- _PROVIDED MATERIAL_
######
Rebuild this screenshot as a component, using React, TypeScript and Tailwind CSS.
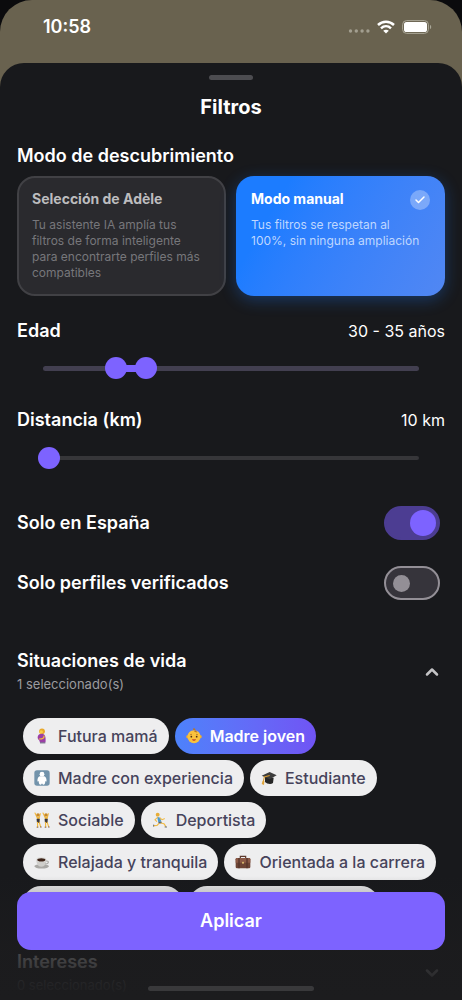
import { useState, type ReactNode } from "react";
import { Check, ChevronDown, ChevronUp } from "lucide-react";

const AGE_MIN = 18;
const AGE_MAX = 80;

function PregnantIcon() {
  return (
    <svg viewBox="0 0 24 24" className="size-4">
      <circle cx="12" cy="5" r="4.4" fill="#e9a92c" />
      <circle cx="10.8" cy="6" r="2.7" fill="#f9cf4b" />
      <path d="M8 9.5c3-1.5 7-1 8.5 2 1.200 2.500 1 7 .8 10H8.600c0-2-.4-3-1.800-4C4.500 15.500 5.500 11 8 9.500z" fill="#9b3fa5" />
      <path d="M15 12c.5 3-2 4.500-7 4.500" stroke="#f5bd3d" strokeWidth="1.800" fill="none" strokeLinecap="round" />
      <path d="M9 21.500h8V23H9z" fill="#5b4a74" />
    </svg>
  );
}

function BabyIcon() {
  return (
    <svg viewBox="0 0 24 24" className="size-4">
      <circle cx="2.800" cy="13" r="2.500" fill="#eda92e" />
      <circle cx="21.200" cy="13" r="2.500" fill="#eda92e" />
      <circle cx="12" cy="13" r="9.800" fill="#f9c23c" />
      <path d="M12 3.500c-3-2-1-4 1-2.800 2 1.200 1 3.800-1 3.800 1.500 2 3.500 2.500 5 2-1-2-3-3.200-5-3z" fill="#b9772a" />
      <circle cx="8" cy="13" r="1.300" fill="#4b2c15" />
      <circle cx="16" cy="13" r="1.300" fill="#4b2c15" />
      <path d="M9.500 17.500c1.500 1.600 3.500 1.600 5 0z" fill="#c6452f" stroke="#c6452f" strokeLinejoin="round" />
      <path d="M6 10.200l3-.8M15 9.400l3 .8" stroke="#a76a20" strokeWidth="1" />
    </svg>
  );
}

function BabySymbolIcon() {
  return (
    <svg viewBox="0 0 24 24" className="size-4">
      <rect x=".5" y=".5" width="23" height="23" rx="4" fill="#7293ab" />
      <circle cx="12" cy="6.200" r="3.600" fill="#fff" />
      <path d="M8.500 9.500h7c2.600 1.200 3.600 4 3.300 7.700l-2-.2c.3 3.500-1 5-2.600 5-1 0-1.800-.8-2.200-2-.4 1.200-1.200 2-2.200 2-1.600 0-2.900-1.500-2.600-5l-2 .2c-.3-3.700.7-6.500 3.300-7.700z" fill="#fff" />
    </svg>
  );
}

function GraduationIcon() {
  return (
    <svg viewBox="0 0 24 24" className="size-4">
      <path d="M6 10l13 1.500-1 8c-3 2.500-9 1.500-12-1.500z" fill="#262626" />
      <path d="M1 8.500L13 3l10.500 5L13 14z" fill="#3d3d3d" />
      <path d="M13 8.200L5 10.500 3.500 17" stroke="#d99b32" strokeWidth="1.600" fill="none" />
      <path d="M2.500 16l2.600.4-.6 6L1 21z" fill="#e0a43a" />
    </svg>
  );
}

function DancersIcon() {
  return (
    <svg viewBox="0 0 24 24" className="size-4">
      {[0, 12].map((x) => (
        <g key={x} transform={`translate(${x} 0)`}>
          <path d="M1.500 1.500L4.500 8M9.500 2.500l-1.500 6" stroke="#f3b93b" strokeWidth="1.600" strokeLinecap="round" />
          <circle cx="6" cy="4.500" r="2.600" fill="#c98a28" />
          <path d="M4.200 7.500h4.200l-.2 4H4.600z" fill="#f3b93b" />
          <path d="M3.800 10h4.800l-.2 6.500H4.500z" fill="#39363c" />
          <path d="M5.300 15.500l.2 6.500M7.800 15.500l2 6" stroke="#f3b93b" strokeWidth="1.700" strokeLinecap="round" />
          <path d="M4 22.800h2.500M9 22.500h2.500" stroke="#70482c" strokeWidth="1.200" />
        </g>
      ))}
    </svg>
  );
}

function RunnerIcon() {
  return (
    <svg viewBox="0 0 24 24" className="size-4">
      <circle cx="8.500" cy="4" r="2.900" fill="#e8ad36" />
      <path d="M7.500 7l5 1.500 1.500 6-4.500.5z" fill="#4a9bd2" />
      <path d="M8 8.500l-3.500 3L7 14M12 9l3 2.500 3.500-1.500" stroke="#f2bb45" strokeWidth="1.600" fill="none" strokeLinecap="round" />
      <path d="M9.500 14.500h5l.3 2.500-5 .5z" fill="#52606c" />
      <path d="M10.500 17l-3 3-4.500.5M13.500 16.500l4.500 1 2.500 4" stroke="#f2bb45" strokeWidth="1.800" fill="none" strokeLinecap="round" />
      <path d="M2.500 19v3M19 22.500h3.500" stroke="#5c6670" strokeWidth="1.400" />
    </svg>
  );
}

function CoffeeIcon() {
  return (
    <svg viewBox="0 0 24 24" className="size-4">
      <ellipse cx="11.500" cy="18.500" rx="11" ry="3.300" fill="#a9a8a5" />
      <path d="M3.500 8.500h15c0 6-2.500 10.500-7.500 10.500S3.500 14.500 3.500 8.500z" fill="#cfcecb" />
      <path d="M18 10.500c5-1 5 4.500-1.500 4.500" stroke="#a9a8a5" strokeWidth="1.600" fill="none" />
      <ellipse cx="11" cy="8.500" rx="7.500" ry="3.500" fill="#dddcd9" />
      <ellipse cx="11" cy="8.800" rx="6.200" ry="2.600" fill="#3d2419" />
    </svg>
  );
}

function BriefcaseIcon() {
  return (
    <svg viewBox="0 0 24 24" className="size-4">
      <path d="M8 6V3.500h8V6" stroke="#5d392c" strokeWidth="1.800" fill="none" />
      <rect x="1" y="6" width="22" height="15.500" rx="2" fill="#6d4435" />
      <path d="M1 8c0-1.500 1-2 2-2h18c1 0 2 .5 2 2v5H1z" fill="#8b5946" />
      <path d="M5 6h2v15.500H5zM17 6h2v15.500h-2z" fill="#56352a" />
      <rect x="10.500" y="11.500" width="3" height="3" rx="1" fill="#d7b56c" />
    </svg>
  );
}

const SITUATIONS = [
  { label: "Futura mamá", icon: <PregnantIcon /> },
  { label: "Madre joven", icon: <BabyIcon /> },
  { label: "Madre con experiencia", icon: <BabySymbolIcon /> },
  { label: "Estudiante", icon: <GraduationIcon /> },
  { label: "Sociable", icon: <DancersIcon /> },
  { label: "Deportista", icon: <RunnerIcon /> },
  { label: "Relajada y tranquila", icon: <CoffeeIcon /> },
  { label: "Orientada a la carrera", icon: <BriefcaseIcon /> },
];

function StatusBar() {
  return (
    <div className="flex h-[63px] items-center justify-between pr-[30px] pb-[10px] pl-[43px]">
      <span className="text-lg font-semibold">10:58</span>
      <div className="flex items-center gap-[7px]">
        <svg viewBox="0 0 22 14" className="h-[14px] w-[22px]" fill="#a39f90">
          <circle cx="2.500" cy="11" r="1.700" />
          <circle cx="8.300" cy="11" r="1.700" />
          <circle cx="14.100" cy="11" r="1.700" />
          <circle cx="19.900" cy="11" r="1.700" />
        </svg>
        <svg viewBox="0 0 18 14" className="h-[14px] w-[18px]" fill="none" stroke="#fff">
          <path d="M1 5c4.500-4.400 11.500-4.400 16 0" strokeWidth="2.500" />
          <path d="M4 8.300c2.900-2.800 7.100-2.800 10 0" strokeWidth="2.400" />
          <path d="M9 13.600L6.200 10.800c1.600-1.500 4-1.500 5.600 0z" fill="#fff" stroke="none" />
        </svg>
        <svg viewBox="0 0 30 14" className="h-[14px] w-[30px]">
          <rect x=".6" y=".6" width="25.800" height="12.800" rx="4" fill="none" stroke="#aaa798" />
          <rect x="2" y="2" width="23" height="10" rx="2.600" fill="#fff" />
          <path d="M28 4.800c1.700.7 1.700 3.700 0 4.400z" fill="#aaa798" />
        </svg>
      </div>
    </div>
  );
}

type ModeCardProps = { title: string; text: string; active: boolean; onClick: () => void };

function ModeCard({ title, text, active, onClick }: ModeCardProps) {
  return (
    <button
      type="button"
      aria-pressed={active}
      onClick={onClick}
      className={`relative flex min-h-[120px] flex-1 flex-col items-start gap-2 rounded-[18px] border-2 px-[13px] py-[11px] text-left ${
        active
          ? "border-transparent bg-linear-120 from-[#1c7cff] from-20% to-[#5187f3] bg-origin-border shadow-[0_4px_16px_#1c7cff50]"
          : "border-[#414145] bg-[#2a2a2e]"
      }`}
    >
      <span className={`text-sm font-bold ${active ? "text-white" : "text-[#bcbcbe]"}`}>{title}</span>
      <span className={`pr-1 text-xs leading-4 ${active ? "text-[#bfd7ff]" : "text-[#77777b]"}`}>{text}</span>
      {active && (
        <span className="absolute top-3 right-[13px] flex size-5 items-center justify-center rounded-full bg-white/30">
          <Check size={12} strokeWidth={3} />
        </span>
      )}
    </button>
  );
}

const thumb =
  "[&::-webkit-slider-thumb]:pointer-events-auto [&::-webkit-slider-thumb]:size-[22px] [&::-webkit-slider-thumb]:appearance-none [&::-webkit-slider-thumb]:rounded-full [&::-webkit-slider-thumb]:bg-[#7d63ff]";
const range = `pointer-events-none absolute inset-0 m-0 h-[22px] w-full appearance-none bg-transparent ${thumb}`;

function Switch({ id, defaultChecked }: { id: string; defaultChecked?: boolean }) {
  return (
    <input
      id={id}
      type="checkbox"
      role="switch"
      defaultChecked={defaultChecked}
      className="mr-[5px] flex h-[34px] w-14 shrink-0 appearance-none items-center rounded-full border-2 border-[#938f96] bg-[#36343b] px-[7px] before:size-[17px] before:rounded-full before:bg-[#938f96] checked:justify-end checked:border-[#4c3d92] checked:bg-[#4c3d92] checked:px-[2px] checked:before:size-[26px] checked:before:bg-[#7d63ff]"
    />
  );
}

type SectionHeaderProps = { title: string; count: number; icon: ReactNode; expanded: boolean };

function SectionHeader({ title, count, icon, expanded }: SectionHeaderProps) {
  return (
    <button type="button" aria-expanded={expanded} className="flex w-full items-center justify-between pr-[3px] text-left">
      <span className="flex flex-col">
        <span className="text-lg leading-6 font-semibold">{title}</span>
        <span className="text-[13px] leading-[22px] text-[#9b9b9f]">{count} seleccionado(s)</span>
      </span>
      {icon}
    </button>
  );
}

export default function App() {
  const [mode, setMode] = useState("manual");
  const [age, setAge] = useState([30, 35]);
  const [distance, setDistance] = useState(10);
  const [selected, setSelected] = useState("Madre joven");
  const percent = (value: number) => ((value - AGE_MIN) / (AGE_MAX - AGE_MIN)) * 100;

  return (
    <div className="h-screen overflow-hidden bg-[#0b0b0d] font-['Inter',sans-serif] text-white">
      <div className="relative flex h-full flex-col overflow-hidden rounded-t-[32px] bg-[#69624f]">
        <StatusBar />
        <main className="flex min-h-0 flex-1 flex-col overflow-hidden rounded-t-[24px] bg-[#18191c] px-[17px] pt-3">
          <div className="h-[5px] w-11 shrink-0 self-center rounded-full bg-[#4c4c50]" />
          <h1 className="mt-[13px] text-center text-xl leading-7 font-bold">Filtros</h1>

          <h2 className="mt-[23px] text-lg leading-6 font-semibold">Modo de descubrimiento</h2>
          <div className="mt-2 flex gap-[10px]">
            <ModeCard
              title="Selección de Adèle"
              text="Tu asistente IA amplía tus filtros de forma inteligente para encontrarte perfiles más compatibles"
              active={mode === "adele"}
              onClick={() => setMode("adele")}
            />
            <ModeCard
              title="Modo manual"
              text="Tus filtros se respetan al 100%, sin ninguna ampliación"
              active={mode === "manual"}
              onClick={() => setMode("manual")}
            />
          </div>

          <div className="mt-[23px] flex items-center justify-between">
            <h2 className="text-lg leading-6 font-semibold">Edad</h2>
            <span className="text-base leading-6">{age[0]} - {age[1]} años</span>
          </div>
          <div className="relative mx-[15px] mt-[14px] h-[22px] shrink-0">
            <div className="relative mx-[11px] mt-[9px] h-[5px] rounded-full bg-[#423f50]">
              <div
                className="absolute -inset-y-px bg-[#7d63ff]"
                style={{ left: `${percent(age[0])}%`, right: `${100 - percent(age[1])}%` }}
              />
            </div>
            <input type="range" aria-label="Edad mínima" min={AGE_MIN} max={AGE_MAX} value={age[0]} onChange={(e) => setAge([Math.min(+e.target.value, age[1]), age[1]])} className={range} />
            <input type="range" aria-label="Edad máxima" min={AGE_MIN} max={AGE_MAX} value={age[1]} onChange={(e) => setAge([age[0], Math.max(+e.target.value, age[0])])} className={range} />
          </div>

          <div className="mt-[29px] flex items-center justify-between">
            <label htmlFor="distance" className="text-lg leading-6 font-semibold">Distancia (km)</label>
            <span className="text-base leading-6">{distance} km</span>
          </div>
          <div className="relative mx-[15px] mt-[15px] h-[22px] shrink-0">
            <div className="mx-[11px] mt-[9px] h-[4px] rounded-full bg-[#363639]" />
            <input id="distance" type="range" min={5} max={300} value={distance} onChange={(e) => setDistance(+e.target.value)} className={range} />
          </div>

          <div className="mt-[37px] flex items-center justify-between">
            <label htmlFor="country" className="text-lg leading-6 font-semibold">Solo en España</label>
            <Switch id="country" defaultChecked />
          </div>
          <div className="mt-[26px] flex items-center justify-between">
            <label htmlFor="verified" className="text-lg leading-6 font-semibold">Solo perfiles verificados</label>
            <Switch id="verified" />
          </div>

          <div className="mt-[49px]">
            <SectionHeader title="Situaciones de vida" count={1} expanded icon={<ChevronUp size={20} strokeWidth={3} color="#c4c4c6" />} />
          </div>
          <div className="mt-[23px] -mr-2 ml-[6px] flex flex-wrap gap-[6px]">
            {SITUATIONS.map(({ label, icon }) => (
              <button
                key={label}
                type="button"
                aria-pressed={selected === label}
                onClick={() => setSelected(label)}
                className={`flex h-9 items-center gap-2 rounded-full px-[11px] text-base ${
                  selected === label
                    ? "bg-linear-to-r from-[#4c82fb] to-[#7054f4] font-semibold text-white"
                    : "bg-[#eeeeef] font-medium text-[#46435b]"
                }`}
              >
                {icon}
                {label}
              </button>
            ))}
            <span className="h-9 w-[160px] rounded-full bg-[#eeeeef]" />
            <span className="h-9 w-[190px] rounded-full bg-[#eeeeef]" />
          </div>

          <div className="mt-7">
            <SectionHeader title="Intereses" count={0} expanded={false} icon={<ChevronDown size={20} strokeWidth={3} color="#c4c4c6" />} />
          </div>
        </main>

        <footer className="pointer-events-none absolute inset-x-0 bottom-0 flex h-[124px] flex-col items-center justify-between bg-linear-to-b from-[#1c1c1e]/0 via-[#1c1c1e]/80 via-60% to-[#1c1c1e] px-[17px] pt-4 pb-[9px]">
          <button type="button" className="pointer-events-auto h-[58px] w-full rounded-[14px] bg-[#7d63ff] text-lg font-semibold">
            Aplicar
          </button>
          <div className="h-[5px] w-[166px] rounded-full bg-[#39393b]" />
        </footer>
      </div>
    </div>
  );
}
######
Reproduce the data above word for word from its first line through the line that holds "const AGE_MAX = 80;", both ends included; skip pictures.

Rebuild this screenshot as a component, using React, TypeScript and Tailwind CSS.
import { useState, type ReactNode } from "react";
import { Check, ChevronDown, ChevronUp } from "lucide-react";

const AGE_MIN = 18;
const AGE_MAX = 80;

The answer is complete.